L’archevêque de Cantorbie, qui en étoit informé, faisoit prendre ce Jean Balle et mettre en prison, et l’y tenoit deux ou trois mois pour lui châtier ; et mieux vaulsist que très la première fois il eût été condamné à toujours en prison, ou fait mourir, que ce qu’il en faisoit ; car il le faisoit délivrer et faisoit grand’conscience de le faire mourir[7] ; et quand le dit Jean étoit hors de la prison de l’archevêque, il rentroit en sa ruse comme au devant[8]. De ses paroles, de ses ruses et de ses faits furent avisés et informés trop grand’foison de menues gens en la cité de Londres, qui avoient envie sur les riches et sur les nobles ; et commencèrent à dire entr’eux que le royaume d’Angleterre étoit trop mal gouverné, et qu’il étoit d’or et d’argent dérobé par ceux qui se nommoient nobles. Si commencèrent ces méchans gens de Londres[9] à faire les mauvais et à eux rebeller ; et signifièrent à ceux des contrées dessus dites, que ils vinssent hardiment à Londres et amenassent leur peuple, ils trouveroient Londres ouverte, et le commun de leur accord, et feroient tant devers le roi que il n’y auroit nuls serfs au royaume d’Angleterre.

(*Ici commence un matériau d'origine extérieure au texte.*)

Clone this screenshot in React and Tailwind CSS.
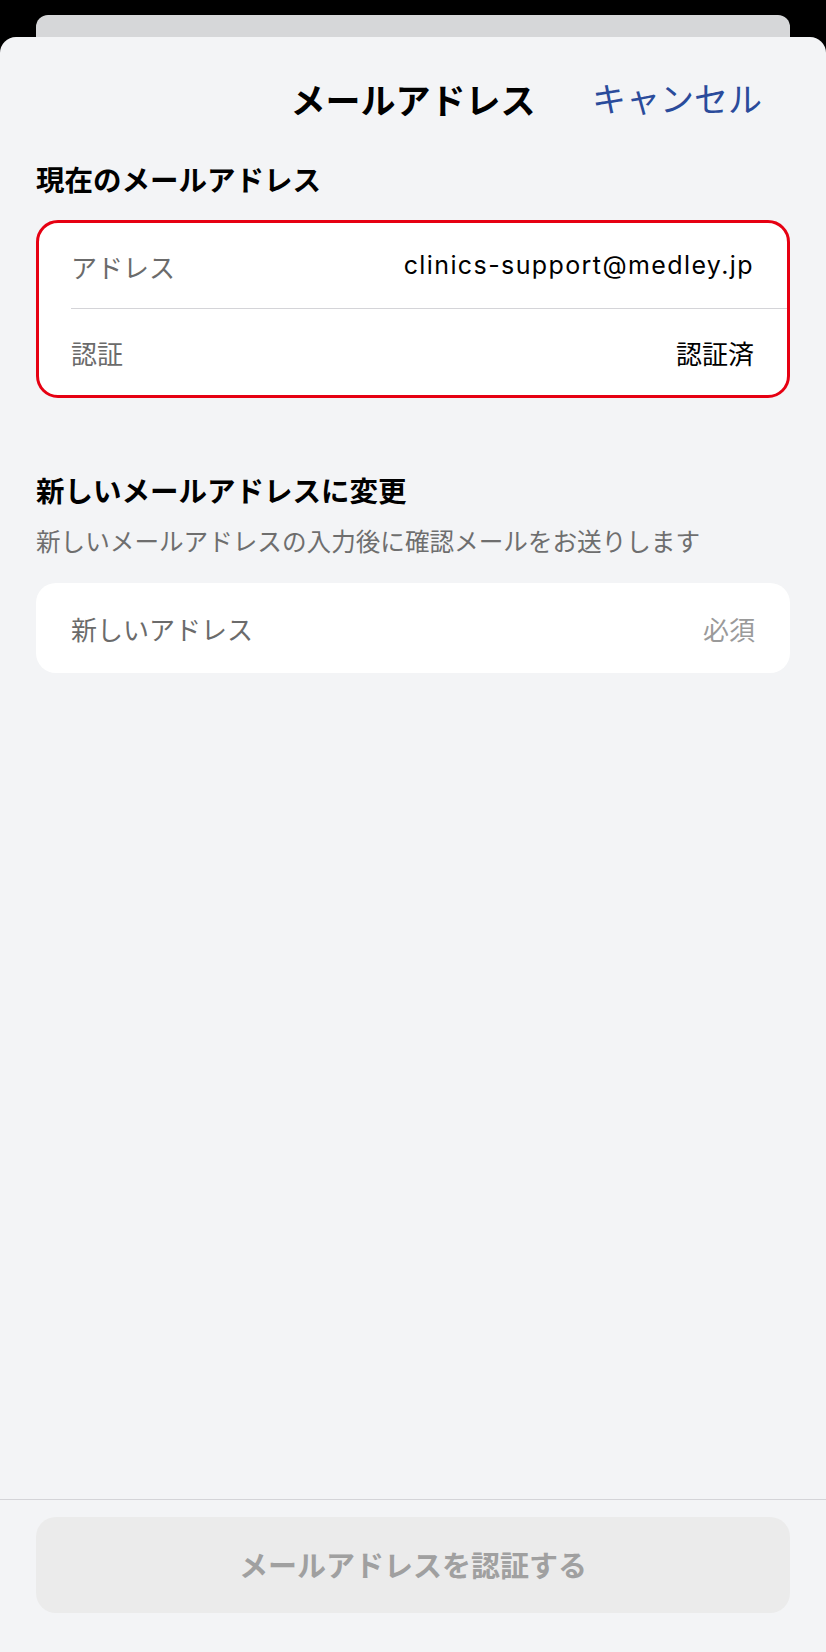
import React from 'react';

const font = { fontFamily: '"Noto Sans CJK JP", "Noto Sans", sans-serif' };
const latin = { fontFamily: 'Inter, "Noto Sans CJK JP", sans-serif' };

const InfoRow = ({ label, value, divider, latinValue }) => (
  <div className="relative flex items-center justify-between pl-[32px] pr-[33px] h-[86px]">
    <span className="text-[26px] text-[#6b6b6b]">{label}</span>
    {latinValue ? (
      <span className="text-[25px] tracking-[1.4px] text-black" style={latin}>{value}</span>
    ) : (
      <span className="text-[26px] text-black">{value}</span>
    )}
    {divider && <div className="absolute bottom-0 left-[32px] right-0 h-px bg-[#d4d4d8]"></div>}
  </div>
);

function App() {
  return (
    <div className="w-[826px] h-[1652px] bg-black flex flex-col" style={font}>
      {/* sheet stacked behind */}
      <div className="mx-[36px] mt-[15px] h-[22px] bg-[#d6d7d9] rounded-t-[12px]"></div>

      <div className="flex-1 flex flex-col bg-[#f3f4f6] rounded-t-[16px]">
        {/* Header */}
        <div className="grid grid-cols-[1fr_auto_1fr] items-center h-[122px]">
          <div></div>
          <h1 className="text-[35px] font-bold text-black leading-none">メールアドレス</h1>
          <button className="justify-self-end pr-[64px] text-[34px] text-[#2a4b9b] leading-none">キャンセル</button>
        </div>

        {/* Current address */}
        <h2 className="px-[36px] text-[28.5px] font-bold text-black leading-[40px]">現在のメールアドレス</h2>
        <div className="mx-[36px] mt-[21px] bg-white border-[3px] border-[#e60012] rounded-[22px] overflow-hidden">
          <InfoRow label="アドレス" value="clinics-support@medley.jp" divider latinValue />
          <InfoRow label="認証" value="認証済" />
        </div>

        {/* New address */}
        <h2 className="mt-[72px] px-[36px] text-[28.5px] font-bold text-black leading-[40px]">新しいメールアドレスに変更</h2>
        <p className="mt-[13px] px-[36px] text-[24.6px] text-[#6e6e6e] leading-[34px]">
          新しいメールアドレスの入力後に確認メールをお送りします
        </p>
        <div className="mx-[36px] mt-[26px] h-[90px] bg-white rounded-[20px] flex items-center justify-between px-[35px]">
          <span className="text-[26px] text-[#6b6b6b]">新しいアドレス</span>
          <span className="text-[26px] text-[#9a9a9a]">必須</span>
        </div>

        <div className="flex-1"></div>

        {/* Footer */}
        <div className="border-t border-[#d4d4d8] pt-[17px] pb-[39px] px-[36px]">
          <button className="w-full h-[96px] bg-[#ebebeb] rounded-[20px] text-[29px] font-bold text-[#a0a0a0]">
            メールアドレスを認証する
          </button>
        </div>
      </div>
    </div>
  );
}

export default App;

  1. Il y avait alors deux vers d’une vieille chanson, qui étaient répétés partout.

    When Adam delv’d and Eve span,
    Where was then the gentleman?

    Quand Adam labourait et qü’Ève filait, où était alors le noble ?

  2. Grafton, qui copie entièrement ici le récit de Froissart, l’appelle J. Wall.
  3. J. Ball prêchait, à ce qu’il paraît, des doctrines semblables à celles du réformateur Wickliffe. Knighton dit que J. Ball fut le précurseur de Wickliffe, comme Jean-Baptiste l’avait été de J.-C. Le fait est que déjà environ vers 1373 ou 1374, mais certainement avant 1377, Wickliffe avait composé son trilogus, fameux dialogue en latin contre les doctrines de l’église de Rome. En 1377, le pape avait donné ordre de faire arrêter Wickliffe, et l’archevêque de Canterbury, avait signifié cet ordre au chancelier de l’université d’Oxford, pour qu’il eût à le faire exécuter contre le réformateur, qui était sous sa dépendance. Le même archevêque fit emprisonner et excommunier J. Ball en 1381.
  4. Étoffe fine, faite de poil de chameau ou de chèvre sauvage.
  5. Fourrure de couleur gris-blanc mêlée, fort recherchée alors.
  6. C’est ce qu’on appelle aujourd’hui le petit gris ; c’était une fourrure très estimée à cette époque.
  7. L’archevêque de Canterbury s’appelait alors Simon Sudbury.
  8. Il fut délivré de sa prison de Maidstone par le peuple, qui en brisa les portes en 1381.
  9. Ces tumultes eurent pour cause décisive la levée de la capitation décrétée en 1380 par le parlement, et augmentée encore en 1381. Par cette dernière loi, tout individu, mâle ou femelle, de quelque condition qu’il fût, pourvu qu’il eût passé l’âge de 16 ans, devait payer une somme de trois groats (douze sous) : cet impôt ayant produit beaucoup moins que la cour ne l’espérait, plusieurs individus furent chargés de surveiller la manière dont il était perçu. Comme l’âge de quinze ans était celui où cessait l’exception pour les hommes et les femmes, la plus odieuse inspection était souvent réclamée par les agents du fisc ; cette abominable violation de toute décence fut ce qui donna lieu à la révolte. Un père indigné vengea sur l’agent du fisc l’injure faite à sa fille, et il trouva dans tous les pères des bras prêts à seconder sa vengeance. Le moine d’Evesham, Hollinshed, Walsingham, Knighton sont unanimes à cet égard. Grafton se contente de copier littéralement Froissart.